For the North of Mali humanitarian response in early 2013, people had
difficulty to identify villages, flooded by water on the available images with
the rainy season that last 6 months. In desertic regions it is also very
difficult sometimes to spot houses if images are not clear enough.
For me this offers a good challenge, not to delete nodes but to find houses and
add to OSM !
And yes, often, there are no roads in small african villages. Also in some
villages, we cannot identify what is private, what is public, and people walk
in all directions. We need to observe an area, understand how it is organized.

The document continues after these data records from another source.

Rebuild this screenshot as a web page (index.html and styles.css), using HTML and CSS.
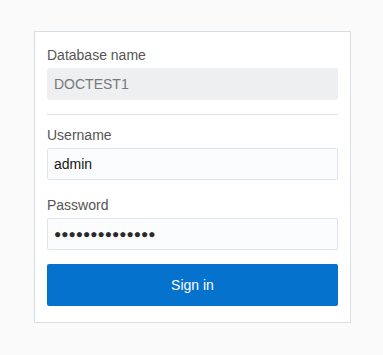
FILE: index.html
```html
<!DOCTYPE html>
<html>
<head>
<meta charset="utf-8">
<link rel="stylesheet" href="styles.css">
</head>
<body>
<div class="page">
  <form class="card">
    <div class="field">
      <label class="label">Database name</label>
      <div class="input readonly">DOCTEST1</div>
    </div>
    <hr class="sep">
    <div class="field">
      <label class="label">Username</label>
      <div class="input">admin</div>
    </div>
    <div class="field">
      <label class="label">Password</label>
      <div class="input pw">●●●●●●●●●●●●●●</div>
    </div>
    <div class="button">Sign in</div>
  </form>
</div>
</body>
</html>
```
FILE: styles.css
```css
html, body {
  margin: 0;
  padding: 0;
  background: #fafafa;
  font-family: "Liberation Sans", Arial, sans-serif;
}
.page {
  padding: 31px 0 0 34px;
}
.card {
  box-sizing: border-box;
  width: 317px;
  height: 292px;
  background: #fff;
  border: 1px solid #d6dfe6;
  padding: 12px 12px 0 12px;
}
.field {
  display: flex;
  flex-direction: column;
}
.label {
  font-size: 14px;
  color: #555;
  line-height: 18px;
  margin-top: 2px;
  margin-bottom: 4px;
}
.input {
  box-sizing: border-box;
  height: 32px;
  border: 1px solid #dfe4e9;
  border-radius: 2px;
  background: #fbfcfd;
  padding: 0 6px;
  font-size: 14px;
  color: #161513;
  line-height: 30px;
}
.input.readonly {
  background: #eeeff1;
  border-color: #eeeff1;
  color: #777;
}
.input.pw {
  font-size: 12px;
  color: #2a2a2a;
}
.sep {
  border: 0;
  border-top: 1px solid #d6dfe6;
  margin: 14px 0 9px 0;
  height: 0;
}
.field + .field {
  margin-top: 14px;
}
.button {
  margin-top: 14px;
  height: 42px;
  background: #0572ce;
  border-radius: 2px;
  color: #fff;
  font-size: 14px;
  line-height: 42px;
  text-align: center;
}
```
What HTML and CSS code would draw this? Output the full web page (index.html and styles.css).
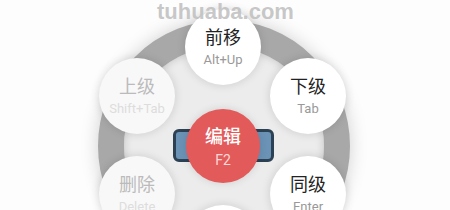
FILE: index.html
```html
<!DOCTYPE html>
<html lang="zh">
<head>
<meta charset="utf-8">
<title>Radial menu</title>
<link rel="stylesheet" href="styles.css">
</head>
<body>
<div class="stage">
  <div class="ring"></div>
  <div class="bar"></div>
  <div class="node n-top"><span class="title">前移</span><span class="key">Alt+Up</span></div>
  <div class="node n-rt"><span class="title">下级</span><span class="key">Tab</span></div>
  <div class="node n-rb"><span class="title">同级</span><span class="key">Enter</span></div>
  <div class="node n-bottom"></div>
  <div class="node n-lb disabled"><span class="title">删除</span><span class="key">Delete</span></div>
  <div class="node n-lt disabled"><span class="title">上级</span><span class="key">Shift+Tab</span></div>
  <div class="node center"><span class="title">编辑</span><span class="key">F2</span></div>
  <div class="watermark">tuhuaba.com</div>
</div>
</body>
</html>
```
FILE: styles.css
```css
html, body {
  margin: 0;
  padding: 0;
  background: #fff;
}
.stage {
  position: relative;
  width: 450px;
  height: 210px;
  overflow: hidden;
  background: #fdfdfd;
  font-family: "Roboto", "Noto Sans CJK SC", sans-serif;
}
.ring {
  position: absolute;
  left: 98px;
  top: 20px;
  width: 200px;
  height: 200px;
  border: 26px solid #a8a8a8;
  border-radius: 50%;
  background: #ececec;
  box-shadow: 0 0 18px rgba(0,0,0,0.18), inset 0 0 8px rgba(0,0,0,0.18);
}
.bar {
  position: absolute;
  left: 173px;
  top: 129px;
  width: 95px;
  height: 27px;
  border: 3px solid #2d4154;
  border-radius: 6px;
  background: #6b93b6;
}
.node {
  position: absolute;
  width: 76px;
  height: 76px;
  margin: -38px 0 0 -38px;
  border-radius: 50%;
  background: #fff;
  box-shadow: 0 0 10px rgba(0,0,0,0.14);
  display: flex;
  flex-direction: column;
  align-items: center;
  justify-content: center;
}
.title {
  font-size: 18px;
  line-height: 22px;
  color: #222;
}
.key {
  font-size: 13px;
  line-height: 16px;
  margin-top: 3px;
  color: #999;
}
.disabled { background: #f8f8f8; }
.disabled .title { color: #bbb; }
.disabled .key { color: #ddd; }
.n-top { left: 223px; top: 47px; }
.n-rt { left: 308px; top: 96px; }
.n-rb { left: 308px; top: 194px; }
.n-bottom { left: 223px; top: 243px; }
.n-lb { left: 137px; top: 194px; }
.n-lt { left: 137px; top: 96px; }
.center {
  left: 223px;
  top: 146px;
  width: 74px;
  height: 74px;
  margin: -37px 0 0 -37px;
  padding-top: 2px;
  box-sizing: border-box;
  background: #e35a5a;
  box-shadow: 0 0 8px rgba(0,0,0,0.12);
}
.center .title { color: #fff; font-weight: 500; }
.center .key { color: #fbd7d7; font-size: 14px; margin-top: 4px; }
.watermark {
  position: absolute;
  left: 157px;
  top: -1px;
  font-family: "Liberation Sans", Arial, sans-serif;
  font-weight: bold;
  font-size: 22px;
  color: rgba(190,190,190,0.85);
}
```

Le dimanche 8 avril 2018 17 h 08 min 47 s HAE, Warin
<61sundow...@gmail.com> a écrit :
In Papua New Guinea there are villages without roads ... people there travel
by foot, plane or boat!
The terrain is such that vehicle roads, even for bicycles, is impractical.
I don't have detailed knowledge of Africa to say if these villages could be
real or not... but I would hesitate to delete them without that knowledge.
Possibly question the original mapper or a mapper active locally or
failing any of that producing results demote them to locality and await a
mapper with on ground experience.
On 09/04/18 06:31, Frederik Ramm wrote:
> On 04/08/2018 10:26 PM, Frederik Ramm wrote:
>> Not only that, someone has already picked them out:
> Looking a bit more at the list, I wonder if we should maybe delete all
> nodes that
> * were imported before 2010 from GNS
> * were never used since
> * have a "fixme=no population estimate available, defaulted to village"
> * and have no mapping in the vicinity
> I have the impression that many of these nodes are stranded in the
> wilderness between several, meanwhile-mapped, populated places, and the
> danger of getting lost while trying to reach one of these places might
> outweigh the advantage of having them.